# What this task involves
Everything in the listing except the pictures should be written out exactly.

# Available data
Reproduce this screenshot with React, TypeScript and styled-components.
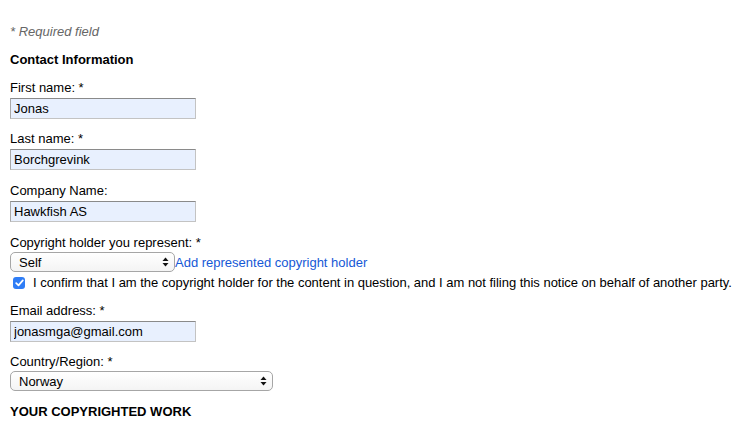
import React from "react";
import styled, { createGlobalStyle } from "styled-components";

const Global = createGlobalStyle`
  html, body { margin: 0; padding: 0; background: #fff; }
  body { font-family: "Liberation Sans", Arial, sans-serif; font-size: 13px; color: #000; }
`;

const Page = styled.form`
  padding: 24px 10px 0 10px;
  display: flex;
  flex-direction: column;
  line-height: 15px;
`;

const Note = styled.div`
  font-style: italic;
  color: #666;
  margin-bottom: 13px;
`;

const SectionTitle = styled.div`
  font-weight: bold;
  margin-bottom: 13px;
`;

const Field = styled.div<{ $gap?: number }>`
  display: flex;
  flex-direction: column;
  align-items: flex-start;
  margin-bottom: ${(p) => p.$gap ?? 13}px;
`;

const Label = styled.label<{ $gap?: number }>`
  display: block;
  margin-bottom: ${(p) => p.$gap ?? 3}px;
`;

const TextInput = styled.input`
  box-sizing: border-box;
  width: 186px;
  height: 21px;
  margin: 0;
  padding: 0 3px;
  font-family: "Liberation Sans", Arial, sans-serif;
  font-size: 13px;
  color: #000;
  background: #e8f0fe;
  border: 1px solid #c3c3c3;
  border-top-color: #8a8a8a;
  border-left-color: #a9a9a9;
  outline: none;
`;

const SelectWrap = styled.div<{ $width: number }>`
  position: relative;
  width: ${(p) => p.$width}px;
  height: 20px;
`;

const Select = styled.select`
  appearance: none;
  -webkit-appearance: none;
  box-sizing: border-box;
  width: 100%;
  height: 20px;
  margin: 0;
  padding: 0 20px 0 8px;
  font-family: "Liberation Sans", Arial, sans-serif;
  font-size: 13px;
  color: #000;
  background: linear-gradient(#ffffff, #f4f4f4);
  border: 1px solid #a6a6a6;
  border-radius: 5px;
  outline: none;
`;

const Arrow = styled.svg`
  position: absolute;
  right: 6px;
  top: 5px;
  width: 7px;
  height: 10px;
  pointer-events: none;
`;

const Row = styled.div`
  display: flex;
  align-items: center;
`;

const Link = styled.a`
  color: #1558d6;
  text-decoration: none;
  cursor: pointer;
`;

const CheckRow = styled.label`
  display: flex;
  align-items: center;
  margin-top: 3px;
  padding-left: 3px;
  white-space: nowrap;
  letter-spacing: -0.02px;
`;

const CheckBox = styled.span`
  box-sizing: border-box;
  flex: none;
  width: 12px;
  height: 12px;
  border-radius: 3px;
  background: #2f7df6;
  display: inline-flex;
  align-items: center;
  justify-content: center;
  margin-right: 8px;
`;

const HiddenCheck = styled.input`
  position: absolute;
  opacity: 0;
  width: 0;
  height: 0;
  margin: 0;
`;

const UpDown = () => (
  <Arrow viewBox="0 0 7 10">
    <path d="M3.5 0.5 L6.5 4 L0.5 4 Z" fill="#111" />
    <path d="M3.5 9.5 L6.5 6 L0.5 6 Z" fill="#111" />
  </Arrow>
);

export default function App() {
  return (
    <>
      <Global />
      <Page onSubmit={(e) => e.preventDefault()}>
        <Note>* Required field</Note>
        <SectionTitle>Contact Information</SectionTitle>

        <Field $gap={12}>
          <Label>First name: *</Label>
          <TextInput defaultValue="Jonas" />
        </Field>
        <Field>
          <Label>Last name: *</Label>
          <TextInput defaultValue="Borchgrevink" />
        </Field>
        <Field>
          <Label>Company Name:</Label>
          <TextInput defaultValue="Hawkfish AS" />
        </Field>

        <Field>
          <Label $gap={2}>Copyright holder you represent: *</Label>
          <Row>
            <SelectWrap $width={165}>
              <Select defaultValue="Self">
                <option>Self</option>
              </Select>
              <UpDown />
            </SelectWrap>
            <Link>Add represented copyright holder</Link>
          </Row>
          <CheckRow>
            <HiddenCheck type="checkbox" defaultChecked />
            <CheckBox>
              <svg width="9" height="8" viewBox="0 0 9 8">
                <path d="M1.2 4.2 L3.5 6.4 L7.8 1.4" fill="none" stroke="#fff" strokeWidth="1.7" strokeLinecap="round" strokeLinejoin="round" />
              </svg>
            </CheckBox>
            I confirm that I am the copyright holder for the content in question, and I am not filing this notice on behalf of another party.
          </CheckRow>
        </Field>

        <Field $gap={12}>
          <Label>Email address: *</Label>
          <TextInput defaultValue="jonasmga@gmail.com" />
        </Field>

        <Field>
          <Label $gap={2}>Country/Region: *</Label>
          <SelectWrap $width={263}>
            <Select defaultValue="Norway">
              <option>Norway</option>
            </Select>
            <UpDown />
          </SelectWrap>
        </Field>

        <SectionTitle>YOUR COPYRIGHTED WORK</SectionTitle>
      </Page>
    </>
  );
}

# Solution for this task
Reproduce this screenshot with React, TypeScript and styled-components.
import React from "react";
import styled, { createGlobalStyle } from "styled-components";

const Global = createGlobalStyle`
  html, body { margin: 0; padding: 0; background: #fff; }
  body { font-family: "Liberation Sans", Arial, sans-serif; font-size: 13px; color: #000; }
`;

const Page = styled.form`
  padding: 24px 10px 0 10px;
  display: flex;
  flex-direction: column;
  line-height: 15px;
`;

const Note = styled.div`
  font-style: italic;
  color: #666;
  margin-bottom: 13px;
`;

const SectionTitle = styled.div`
  font-weight: bold;
  margin-bottom: 13px;
`;

const Field = styled.div<{ $gap?: number }>`
  display: flex;
  flex-direction: column;
  align-items: flex-start;
  margin-bottom: ${(p) => p.$gap ?? 13}px;
`;

const Label = styled.label<{ $gap?: number }>`
  display: block;
  margin-bottom: ${(p) => p.$gap ?? 3}px;
`;

const TextInput = styled.input`
  box-sizing: border-box;
  width: 186px;
  height: 21px;
  margin: 0;
  padding: 0 3px;
  font-family: "Liberation Sans", Arial, sans-serif;
  font-size: 13px;
  color: #000;
  background: #e8f0fe;
  border: 1px solid #c3c3c3;
  border-top-color: #8a8a8a;
  border-left-color: #a9a9a9;
  outline: none;
`;

const SelectWrap = styled.div<{ $width: number }>`
  position: relative;
  width: ${(p) => p.$width}px;
  height: 20px;
`;

const Select = styled.select`
  appearance: none;
  -webkit-appearance: none;
  box-sizing: border-box;
  width: 100%;
  height: 20px;
  margin: 0;
  padding: 0 20px 0 8px;
  font-family: "Liberation Sans", Arial, sans-serif;
  font-size: 13px;
  color: #000;
  background: linear-gradient(#ffffff, #f4f4f4);
  border: 1px solid #a6a6a6;
  border-radius: 5px;
  outline: none;
`;

const Arrow = styled.svg`
  position: absolute;
  right: 6px;
  top: 5px;
  width: 7px;
  height: 10px;
  pointer-events: none;
`;

const Row = styled.div`
  display: flex;
  align-items: center;
`;

const Link = styled.a`
  color: #1558d6;
  text-decoration: none;
  cursor: pointer;
`;

const CheckRow = styled.label`
  display: flex;
  align-items: center;
  margin-top: 3px;
  padding-left: 3px;
  white-space: nowrap;
  letter-spacing: -0.02px;
`;

const CheckBox = styled.span`
  box-sizing: border-box;
  flex: none;
  width: 12px;
  height: 12px;
  border-radius: 3px;
  background: #2f7df6;
  display: inline-flex;
  align-items: center;
  justify-content: center;
  margin-right: 8px;
`;

const HiddenCheck = styled.input`
  position: absolute;
  opacity: 0;
  width: 0;
  height: 0;
  margin: 0;
`;

const UpDown = () => (
  <Arrow viewBox="0 0 7 10">
    <path d="M3.5 0.5 L6.5 4 L0.5 4 Z" fill="#111" />
    <path d="M3.5 9.5 L6.5 6 L0.5 6 Z" fill="#111" />
  </Arrow>
);

export default function App() {
  return (
    <>
      <Global />
      <Page onSubmit={(e) => e.preventDefault()}>
        <Note>* Required field</Note>
        <SectionTitle>Contact Information</SectionTitle>

        <Field $gap={12}>
          <Label>First name: *</Label>
          <TextInput defaultValue="Jonas" />
        </Field>
        <Field>
          <Label>Last name: *</Label>
          <TextInput defaultValue="Borchgrevink" />
        </Field>
        <Field>
          <Label>Company Name:</Label>
          <TextInput defaultValue="Hawkfish AS" />
        </Field>

        <Field>
          <Label $gap={2}>Copyright holder you represent: *</Label>
          <Row>
            <SelectWrap $width={165}>
              <Select defaultValue="Self">
                <option>Self</option>
              </Select>
              <UpDown />
            </SelectWrap>
            <Link>Add represented copyright holder</Link>
          </Row>
          <CheckRow>
            <HiddenCheck type="checkbox" defaultChecked />
            <CheckBox>
              <svg width="9" height="8" viewBox="0 0 9 8">
                <path d="M1.2 4.2 L3.5 6.4 L7.8 1.4" fill="none" stroke="#fff" strokeWidth="1.7" strokeLinecap="round" strokeLinejoin="round" />
              </svg>
            </CheckBox>
            I confirm that I am the copyright holder for the content in question, and I am not filing this notice on behalf of another party.
          </CheckRow>
        </Field>

        <Field $gap={12}>
          <Label>Email address: *</Label>
          <TextInput defaultValue="jonasmga@gmail.com" />
        </Field>

        <Field>
          <Label $gap={2}>Country/Region: *</Label>
          <SelectWrap $width={263}>
            <Select defaultValue="Norway">
              <option>Norway</option>
            </Select>
            <UpDown />
          </SelectWrap>
        </Field>

        <SectionTitle>YOUR COPYRIGHTED WORK</SectionTitle>
      </Page>
    </>
  );
}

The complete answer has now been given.